• [WHAT IS ASKED] Using the entries that follow, state how many lines contain the word "React". The response is that number and nothing more.

=======

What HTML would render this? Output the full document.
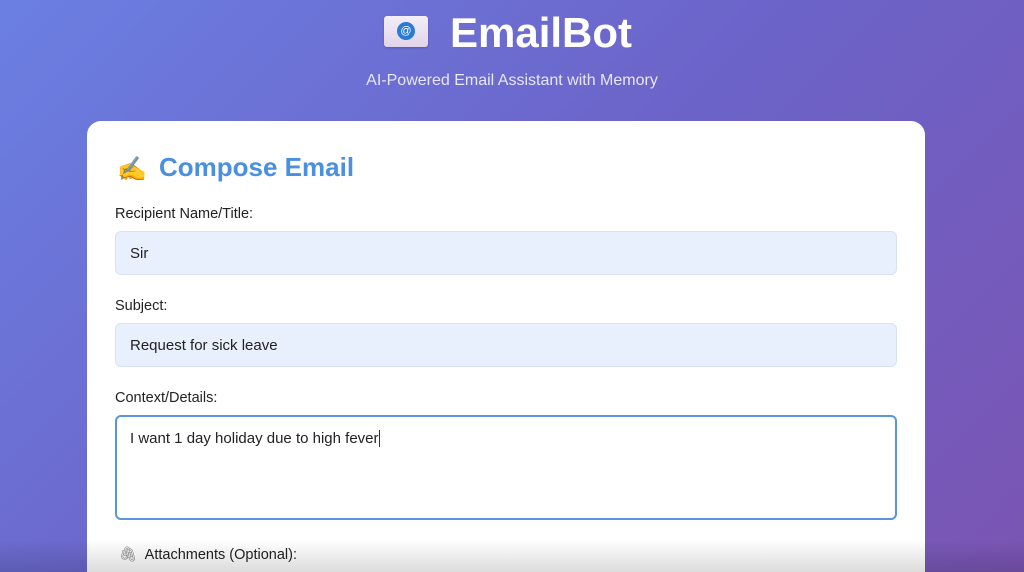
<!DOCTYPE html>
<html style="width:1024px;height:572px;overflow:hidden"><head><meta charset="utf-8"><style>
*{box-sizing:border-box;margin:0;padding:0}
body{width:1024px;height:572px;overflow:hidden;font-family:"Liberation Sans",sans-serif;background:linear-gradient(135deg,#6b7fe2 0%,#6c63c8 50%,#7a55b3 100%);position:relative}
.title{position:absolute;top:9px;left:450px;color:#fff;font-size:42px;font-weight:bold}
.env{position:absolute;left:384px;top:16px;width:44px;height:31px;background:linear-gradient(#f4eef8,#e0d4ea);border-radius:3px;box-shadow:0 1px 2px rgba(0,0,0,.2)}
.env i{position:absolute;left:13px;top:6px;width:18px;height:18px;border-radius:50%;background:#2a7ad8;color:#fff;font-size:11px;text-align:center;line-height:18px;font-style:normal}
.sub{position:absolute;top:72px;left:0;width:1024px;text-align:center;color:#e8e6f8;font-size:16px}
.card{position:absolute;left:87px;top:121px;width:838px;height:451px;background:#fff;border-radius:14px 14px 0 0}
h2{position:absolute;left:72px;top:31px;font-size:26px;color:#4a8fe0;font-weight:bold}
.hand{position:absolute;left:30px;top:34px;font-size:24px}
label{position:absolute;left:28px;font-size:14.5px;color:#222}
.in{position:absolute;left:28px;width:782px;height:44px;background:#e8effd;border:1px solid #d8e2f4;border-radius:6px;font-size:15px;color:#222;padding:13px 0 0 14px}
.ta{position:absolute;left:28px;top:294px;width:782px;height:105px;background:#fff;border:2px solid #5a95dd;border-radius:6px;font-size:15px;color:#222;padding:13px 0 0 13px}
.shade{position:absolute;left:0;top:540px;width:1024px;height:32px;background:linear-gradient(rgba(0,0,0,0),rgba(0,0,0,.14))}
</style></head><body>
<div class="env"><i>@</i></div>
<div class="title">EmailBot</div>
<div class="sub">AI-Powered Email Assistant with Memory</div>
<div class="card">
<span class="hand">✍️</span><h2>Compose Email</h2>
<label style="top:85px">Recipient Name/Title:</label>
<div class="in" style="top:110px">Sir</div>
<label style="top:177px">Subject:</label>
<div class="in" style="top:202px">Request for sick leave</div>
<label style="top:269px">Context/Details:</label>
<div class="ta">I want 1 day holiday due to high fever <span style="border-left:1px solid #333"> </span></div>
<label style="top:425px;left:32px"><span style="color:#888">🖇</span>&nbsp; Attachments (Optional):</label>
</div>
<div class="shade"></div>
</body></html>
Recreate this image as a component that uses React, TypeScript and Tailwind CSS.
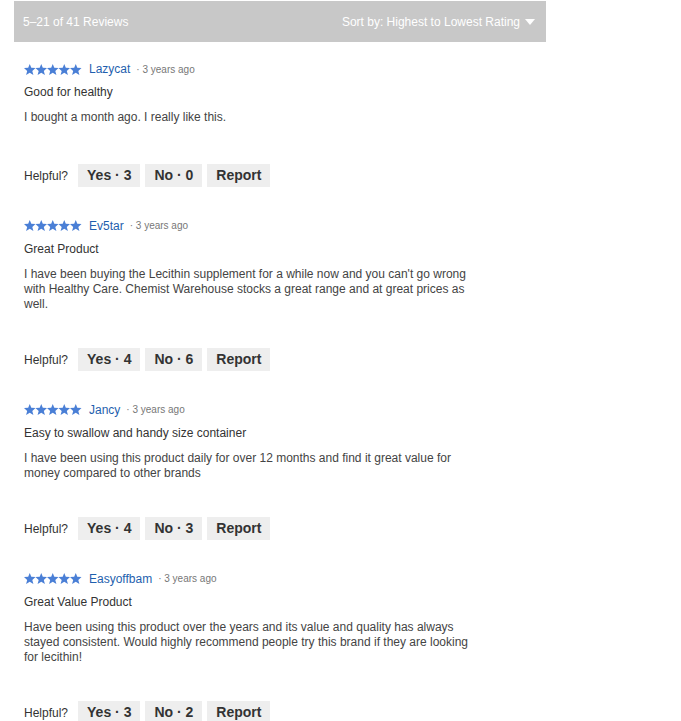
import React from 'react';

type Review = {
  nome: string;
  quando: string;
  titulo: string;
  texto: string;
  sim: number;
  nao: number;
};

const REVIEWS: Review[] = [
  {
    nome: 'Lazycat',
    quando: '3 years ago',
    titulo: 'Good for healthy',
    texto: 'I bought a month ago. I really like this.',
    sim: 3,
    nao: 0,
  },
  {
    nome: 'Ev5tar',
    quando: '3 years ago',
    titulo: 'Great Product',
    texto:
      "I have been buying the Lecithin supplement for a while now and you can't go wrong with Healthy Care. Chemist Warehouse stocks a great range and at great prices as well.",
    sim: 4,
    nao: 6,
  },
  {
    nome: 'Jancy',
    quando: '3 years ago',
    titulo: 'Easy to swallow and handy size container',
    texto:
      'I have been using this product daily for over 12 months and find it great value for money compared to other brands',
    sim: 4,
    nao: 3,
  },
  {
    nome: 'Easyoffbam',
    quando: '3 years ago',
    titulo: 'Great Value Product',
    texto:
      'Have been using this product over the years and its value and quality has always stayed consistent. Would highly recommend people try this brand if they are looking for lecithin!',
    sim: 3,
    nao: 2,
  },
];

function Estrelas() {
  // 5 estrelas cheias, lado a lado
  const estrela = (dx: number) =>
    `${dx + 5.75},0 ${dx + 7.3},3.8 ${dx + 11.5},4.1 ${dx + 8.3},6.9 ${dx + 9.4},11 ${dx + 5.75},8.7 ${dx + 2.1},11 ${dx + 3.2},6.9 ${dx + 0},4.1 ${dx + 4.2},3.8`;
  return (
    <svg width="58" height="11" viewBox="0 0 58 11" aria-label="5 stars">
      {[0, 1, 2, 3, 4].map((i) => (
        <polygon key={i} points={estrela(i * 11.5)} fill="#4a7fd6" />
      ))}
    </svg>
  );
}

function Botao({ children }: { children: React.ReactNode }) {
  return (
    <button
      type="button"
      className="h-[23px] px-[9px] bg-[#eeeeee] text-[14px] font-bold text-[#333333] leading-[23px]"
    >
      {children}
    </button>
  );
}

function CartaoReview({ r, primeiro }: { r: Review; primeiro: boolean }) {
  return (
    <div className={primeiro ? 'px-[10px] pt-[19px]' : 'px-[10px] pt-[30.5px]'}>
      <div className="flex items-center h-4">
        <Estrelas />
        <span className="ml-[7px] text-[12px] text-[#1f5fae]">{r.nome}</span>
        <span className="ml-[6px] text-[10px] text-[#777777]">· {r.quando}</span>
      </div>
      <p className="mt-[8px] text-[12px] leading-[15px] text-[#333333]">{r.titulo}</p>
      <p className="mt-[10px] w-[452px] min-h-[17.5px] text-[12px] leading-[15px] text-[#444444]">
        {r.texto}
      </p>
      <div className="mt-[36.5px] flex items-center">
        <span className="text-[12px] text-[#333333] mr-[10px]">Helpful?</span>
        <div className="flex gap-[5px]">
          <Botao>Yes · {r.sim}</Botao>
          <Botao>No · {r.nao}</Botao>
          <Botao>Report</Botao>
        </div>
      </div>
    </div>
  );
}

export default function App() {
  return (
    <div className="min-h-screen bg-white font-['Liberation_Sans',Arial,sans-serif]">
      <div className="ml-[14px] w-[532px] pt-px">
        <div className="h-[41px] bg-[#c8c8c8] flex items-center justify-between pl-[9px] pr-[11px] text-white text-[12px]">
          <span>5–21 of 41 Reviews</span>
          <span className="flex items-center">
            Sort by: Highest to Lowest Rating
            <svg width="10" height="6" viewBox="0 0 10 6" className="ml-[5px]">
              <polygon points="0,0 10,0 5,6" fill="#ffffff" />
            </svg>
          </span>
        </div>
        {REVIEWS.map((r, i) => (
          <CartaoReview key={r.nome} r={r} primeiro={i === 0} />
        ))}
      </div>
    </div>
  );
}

=======

• [REPLY] 3